## Problem statement
Every line that holds the string "screenshot" is to be identified and copied.

## Excerpted records
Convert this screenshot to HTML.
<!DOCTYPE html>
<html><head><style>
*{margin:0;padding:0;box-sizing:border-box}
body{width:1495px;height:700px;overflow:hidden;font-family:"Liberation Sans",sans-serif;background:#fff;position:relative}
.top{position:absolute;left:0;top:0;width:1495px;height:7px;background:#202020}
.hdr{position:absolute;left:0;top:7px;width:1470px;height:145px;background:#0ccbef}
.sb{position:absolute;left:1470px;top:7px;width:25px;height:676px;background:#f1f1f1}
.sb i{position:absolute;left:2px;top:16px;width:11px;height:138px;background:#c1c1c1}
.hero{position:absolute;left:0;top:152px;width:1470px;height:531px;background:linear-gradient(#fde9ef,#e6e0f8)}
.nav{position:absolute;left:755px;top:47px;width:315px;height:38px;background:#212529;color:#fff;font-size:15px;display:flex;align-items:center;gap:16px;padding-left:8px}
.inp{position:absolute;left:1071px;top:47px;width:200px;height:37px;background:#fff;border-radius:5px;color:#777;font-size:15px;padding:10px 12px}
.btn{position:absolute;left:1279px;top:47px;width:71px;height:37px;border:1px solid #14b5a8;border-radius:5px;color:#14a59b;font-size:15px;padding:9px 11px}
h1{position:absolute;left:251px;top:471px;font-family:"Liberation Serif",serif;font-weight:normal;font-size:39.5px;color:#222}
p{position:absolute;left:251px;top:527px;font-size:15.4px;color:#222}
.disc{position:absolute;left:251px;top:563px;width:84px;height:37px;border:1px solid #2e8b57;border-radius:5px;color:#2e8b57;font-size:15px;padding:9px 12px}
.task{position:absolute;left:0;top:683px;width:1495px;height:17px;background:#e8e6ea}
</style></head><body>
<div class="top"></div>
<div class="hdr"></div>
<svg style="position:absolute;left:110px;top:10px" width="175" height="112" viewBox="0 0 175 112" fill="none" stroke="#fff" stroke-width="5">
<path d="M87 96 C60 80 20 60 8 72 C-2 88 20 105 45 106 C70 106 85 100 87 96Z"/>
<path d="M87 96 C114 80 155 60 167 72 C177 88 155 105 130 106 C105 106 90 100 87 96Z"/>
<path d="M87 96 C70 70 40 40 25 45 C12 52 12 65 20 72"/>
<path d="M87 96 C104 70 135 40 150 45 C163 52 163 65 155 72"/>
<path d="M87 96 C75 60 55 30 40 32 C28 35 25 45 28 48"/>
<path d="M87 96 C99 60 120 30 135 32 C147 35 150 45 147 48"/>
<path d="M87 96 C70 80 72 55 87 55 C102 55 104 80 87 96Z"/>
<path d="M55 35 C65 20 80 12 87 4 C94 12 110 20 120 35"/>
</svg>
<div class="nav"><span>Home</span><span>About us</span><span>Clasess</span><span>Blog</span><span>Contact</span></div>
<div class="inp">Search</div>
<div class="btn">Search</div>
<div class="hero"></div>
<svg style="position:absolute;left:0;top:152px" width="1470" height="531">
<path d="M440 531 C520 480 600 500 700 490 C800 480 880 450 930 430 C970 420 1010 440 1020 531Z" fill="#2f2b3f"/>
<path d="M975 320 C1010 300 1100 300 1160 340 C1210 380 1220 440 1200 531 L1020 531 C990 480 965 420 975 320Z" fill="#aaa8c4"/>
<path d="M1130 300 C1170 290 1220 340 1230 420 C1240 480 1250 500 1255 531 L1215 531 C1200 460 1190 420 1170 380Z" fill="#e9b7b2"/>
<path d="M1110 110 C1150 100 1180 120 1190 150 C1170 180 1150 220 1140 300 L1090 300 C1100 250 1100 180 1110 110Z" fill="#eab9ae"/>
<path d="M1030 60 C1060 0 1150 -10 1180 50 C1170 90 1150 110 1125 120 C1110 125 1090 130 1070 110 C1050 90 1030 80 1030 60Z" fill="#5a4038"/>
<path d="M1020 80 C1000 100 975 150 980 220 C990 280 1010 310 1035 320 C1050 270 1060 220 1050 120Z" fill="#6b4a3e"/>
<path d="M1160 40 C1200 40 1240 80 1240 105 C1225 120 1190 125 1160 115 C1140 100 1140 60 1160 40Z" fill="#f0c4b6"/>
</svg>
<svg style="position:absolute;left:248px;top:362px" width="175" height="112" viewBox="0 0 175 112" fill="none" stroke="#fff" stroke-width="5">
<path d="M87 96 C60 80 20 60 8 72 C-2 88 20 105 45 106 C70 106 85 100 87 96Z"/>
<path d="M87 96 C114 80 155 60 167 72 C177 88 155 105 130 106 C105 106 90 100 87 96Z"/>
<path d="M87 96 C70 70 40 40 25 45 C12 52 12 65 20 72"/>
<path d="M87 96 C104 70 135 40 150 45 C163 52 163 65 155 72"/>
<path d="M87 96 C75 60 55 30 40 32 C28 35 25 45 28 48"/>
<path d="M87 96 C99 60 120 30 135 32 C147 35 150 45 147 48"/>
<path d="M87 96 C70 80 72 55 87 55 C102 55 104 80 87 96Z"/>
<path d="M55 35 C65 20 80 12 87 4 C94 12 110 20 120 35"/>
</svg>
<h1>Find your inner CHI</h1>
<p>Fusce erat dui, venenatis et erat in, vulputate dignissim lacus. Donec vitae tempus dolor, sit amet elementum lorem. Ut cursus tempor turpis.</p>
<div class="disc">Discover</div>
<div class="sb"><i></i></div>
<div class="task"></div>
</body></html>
...
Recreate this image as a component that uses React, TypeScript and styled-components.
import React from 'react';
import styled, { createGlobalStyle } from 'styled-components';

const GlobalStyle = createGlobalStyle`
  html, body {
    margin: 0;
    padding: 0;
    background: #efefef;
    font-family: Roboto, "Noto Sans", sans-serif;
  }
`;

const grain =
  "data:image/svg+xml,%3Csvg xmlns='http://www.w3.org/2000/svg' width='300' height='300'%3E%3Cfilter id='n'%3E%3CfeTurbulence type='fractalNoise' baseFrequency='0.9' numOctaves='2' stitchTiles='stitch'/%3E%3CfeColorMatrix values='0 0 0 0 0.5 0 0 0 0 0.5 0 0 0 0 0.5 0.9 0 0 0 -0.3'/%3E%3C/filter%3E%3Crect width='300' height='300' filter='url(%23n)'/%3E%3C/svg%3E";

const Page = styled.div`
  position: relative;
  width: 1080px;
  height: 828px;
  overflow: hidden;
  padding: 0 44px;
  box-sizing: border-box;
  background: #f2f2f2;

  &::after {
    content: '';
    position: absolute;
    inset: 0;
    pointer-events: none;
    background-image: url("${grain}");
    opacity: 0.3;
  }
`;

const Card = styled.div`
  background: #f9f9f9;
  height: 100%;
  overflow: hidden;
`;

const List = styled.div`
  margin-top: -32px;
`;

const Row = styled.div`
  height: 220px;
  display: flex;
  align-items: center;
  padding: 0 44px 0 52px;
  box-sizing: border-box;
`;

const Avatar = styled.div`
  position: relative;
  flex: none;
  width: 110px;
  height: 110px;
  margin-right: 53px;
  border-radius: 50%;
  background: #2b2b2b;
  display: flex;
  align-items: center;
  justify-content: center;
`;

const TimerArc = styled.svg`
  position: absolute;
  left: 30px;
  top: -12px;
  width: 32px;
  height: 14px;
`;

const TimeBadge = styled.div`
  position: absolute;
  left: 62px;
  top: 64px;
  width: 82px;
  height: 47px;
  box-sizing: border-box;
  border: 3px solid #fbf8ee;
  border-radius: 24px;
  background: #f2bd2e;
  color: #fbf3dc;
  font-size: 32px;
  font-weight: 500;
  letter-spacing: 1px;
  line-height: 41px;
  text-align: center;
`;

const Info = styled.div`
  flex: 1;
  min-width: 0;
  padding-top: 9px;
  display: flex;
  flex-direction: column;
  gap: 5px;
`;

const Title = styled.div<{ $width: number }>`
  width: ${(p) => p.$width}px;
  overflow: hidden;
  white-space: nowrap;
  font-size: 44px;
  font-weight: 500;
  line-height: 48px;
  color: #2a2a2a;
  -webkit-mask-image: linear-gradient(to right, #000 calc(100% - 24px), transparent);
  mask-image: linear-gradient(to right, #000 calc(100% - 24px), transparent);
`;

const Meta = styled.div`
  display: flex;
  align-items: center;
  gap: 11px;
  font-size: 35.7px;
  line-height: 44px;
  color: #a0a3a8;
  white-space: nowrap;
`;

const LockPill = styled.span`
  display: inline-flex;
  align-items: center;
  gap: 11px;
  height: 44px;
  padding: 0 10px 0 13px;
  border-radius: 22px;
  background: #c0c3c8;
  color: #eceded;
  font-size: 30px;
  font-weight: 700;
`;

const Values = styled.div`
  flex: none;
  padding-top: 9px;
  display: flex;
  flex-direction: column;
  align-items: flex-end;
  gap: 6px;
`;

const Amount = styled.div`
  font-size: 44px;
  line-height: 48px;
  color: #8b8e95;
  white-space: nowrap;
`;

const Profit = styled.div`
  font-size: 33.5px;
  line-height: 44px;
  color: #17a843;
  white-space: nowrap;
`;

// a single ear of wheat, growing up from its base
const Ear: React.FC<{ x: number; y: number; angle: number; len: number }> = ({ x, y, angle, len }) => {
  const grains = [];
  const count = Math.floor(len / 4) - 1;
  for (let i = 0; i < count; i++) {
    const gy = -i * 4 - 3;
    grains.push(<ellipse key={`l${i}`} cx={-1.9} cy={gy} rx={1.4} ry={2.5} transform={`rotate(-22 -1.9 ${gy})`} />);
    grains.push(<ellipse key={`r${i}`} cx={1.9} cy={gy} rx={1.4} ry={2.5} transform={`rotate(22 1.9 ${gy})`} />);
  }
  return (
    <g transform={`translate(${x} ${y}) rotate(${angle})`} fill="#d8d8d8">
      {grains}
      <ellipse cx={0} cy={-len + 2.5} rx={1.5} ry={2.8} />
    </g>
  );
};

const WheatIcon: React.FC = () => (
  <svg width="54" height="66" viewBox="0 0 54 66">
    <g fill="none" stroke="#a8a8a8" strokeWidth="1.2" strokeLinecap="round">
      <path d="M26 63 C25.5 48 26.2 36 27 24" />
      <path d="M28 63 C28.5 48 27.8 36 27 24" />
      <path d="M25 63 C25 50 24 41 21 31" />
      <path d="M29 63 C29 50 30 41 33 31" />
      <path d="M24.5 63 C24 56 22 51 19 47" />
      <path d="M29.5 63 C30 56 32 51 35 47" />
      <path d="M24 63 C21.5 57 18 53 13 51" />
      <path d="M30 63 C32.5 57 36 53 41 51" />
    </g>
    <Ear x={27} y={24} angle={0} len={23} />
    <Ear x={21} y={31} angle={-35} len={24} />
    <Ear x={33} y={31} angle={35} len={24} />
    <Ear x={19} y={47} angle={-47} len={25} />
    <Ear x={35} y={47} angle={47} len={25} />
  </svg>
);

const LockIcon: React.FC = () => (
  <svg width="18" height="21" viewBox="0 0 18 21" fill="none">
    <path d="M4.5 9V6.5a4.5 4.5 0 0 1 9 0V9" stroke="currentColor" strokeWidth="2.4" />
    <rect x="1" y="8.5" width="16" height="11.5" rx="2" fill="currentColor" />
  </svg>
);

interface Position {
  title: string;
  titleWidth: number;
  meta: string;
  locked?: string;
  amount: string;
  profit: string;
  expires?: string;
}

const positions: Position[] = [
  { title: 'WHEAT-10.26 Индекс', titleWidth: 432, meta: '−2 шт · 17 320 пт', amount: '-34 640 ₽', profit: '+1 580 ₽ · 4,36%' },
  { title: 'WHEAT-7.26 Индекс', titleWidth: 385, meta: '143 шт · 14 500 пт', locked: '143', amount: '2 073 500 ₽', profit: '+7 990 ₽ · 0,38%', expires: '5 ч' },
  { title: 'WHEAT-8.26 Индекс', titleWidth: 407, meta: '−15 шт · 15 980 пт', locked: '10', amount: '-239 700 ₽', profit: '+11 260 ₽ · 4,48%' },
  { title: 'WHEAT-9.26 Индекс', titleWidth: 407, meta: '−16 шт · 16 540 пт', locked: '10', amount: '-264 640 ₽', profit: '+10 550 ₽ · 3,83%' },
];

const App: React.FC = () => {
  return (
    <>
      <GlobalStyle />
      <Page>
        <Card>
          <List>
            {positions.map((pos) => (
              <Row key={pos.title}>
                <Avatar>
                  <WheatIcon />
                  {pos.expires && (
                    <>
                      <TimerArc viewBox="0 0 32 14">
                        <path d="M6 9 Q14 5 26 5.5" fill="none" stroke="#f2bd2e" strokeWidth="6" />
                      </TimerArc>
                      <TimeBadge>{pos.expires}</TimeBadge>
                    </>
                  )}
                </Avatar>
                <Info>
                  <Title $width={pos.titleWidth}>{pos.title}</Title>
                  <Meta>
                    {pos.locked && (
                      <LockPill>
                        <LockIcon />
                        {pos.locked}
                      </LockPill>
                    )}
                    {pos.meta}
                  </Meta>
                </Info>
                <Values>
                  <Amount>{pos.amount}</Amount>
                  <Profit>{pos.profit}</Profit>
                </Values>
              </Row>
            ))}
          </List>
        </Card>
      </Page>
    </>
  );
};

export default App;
* * *
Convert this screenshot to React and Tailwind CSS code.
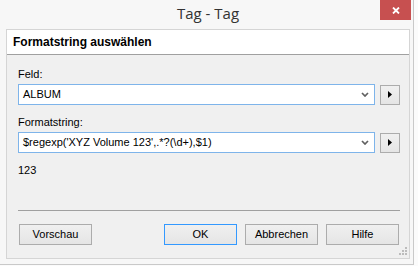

## Response
Convert this screenshot to HTML.
Convert this screenshot to React and Tailwind CSS code.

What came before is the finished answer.